Mahfud MD Beberkan Kisah Perjalanan Hidupnya

Mahfud MD Beberkan Kisah Perjalanan Hidupnya

RIAUMANDIRI.CO, SLEMAN - Sosok Mahfud MD memang banyak menebar inspirasi dan dikagumi kaum muda Indonesia. Namun, ternyata Mahfud tetap harus melalui banyak rintangan sebelum meraih kesuksesan.

Cerita itu sempat diungkapkan saat memberi sambutan di wisuda sarjana ke-53 Universitas Widya Mataram. Sosok kelahiran 13 Mei 1957 itu sendiri merupakan Ketua Yayasan Mataram Yogyakarta.

Ia menekankan, kegagalan demi kegagalan sempat pula dialaminya. Namun, itu tidak menghentikan langkahnya, dan justru memaksa ia mencoba jalan-jalan lain sampai membuka pintu-pintu kesempatan.


Peraih doktor dari Universitas Gadjah Mada itu merupakan Guru Besar Hukum Tata Negara di Universitas Islam Indonesia. Mahfud pernah menjabat Ketua Mahkamah Konstitusi, DPR sampai Menteri Pertahanan pada Kabinet Persatuan Nasional.

"Wapres belum," kata Mahfud, diiringi tawa wisudawan, wisudawati, orang tua dan wali yang hadir di Grand Quality Hotel, Sabtu (1/9/2018).

Sebenarnya, pesan yang ingin disampaikan tidak lain kalau ijazah bukan menjadi satu-satunya penentu kapasitas seseorang. Sebab, belum tentu mereka-mereka yang memiliki IPK bagus, cumlaude, lebih sukses dari yang lain.

Ia menilai, Indeks Prestasi Kumulatif (IPK) mungkin merupakan penilai IQ seseorang, tapi ada unsur penting lain yang menentukan kesuksesan seseorang. EQ, dirasa sebagai unsur penting lain tersebut.

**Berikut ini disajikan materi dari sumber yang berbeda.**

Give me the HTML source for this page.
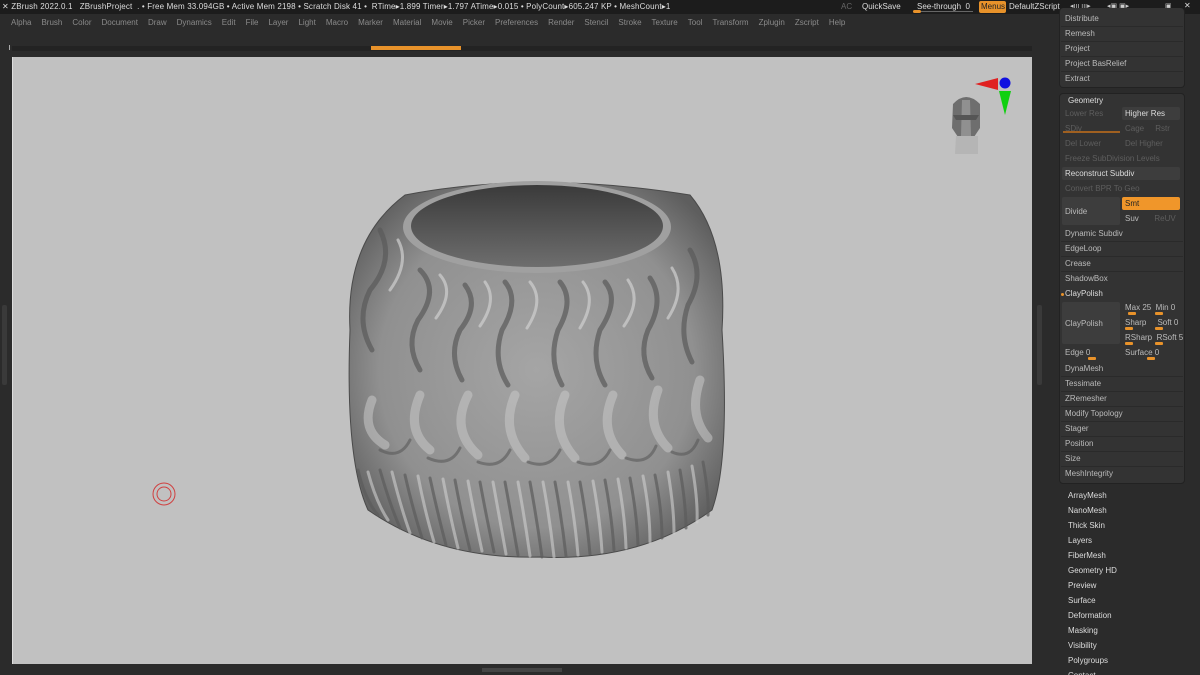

Mahfud lalu menceritakan kisahnya saat muda, yang selama sekolah sebenarnya tidak terlalu menonjol. Pada 1977, Mahfud muda yang baru lulus SLTA Pendidikan Guru Agama di Madura ternyata pernah melamar kerja ke Pengadilan Agama.

Namun, ternyata lamarannya tidak diterima. Menurut Mahfud, kala itu yang banyak diterima merupakan rekan-rekannya yang memiliki IPK menonjol. Tapi, kegagalan itu tidak menghentikan langkahnya.

"Sebab, kegagalan itu bisa jadi kesuksesan yang memang tertunda," ujar Mahfud.

Tidak lolos kerja di Pengadilan Agama, Mahfud terpaksa meneruskan pendidikan ke perguruan tinggi. Bukan berasal dari keluarga yang mampu, Mahfud mencari kampus-kampus baik yang tidak mahal.

Akhirnya, Mahfud mendaftar ke Universitas Islam Indonesia (UII) yang waktu itu dirasa memang tidak memerlukan biaya terlalu mahal. Langkah lulusan Madrasah Ibtidaiyah di Ponpes Al Mardhiyyah itu berlanjut di UII.

"Waktu itu UII sih murah, seingat saya Rp 18 ribu uang kuliah UII tahun 78," kata Mahfud.

Dari sana, justru pintu-pintu lain bagi Mahfud terbuka. Mahfud bahkan mampu meriah gelar doktor dari Universitas Gadjah Mada. Setelah itu, Mahfud malah dipercaya menjabat di posisi-posisi strategis pemerintahan.

Mulai DPR, Menteri Pertahanan sampai Ketua Mahkamah Konstitusi. Siapa sangka, sosok yang ditolak lamaran kerjanya di Pengadilan Agama, ternyata menemukan kesuksesan lain yang disediakan Tuhan di pintu-pintu lain. "Sebab, kadang Tuhan itu menyiapkan yang lain yang kita tidak tahu," ujar Mahfud.

Untuk itu, ia mengingatkan kepada wisudawan dan wisudawati kalau sarjana bukan merupakan garis akhir perjalanan. Sebab, masih sangat banyak jalan-jalan yang harus dilalui dan ditempuh.

Ia berpesan agar generasi muda harus tangguh. Mahfud menekankan, mereka bukan dicetak untuk menjadi sarjana, sebab tujuan pendidikan untuk mencerdaskan kehidupan bangsa, bukan sekadar mencerdaskan otak.

"Jangan hanya jadi sarjana, tapi jadilah cendekiawan, bukan cuma punya kemampuan otak tapi kemuliaan watak," kata Mahfud.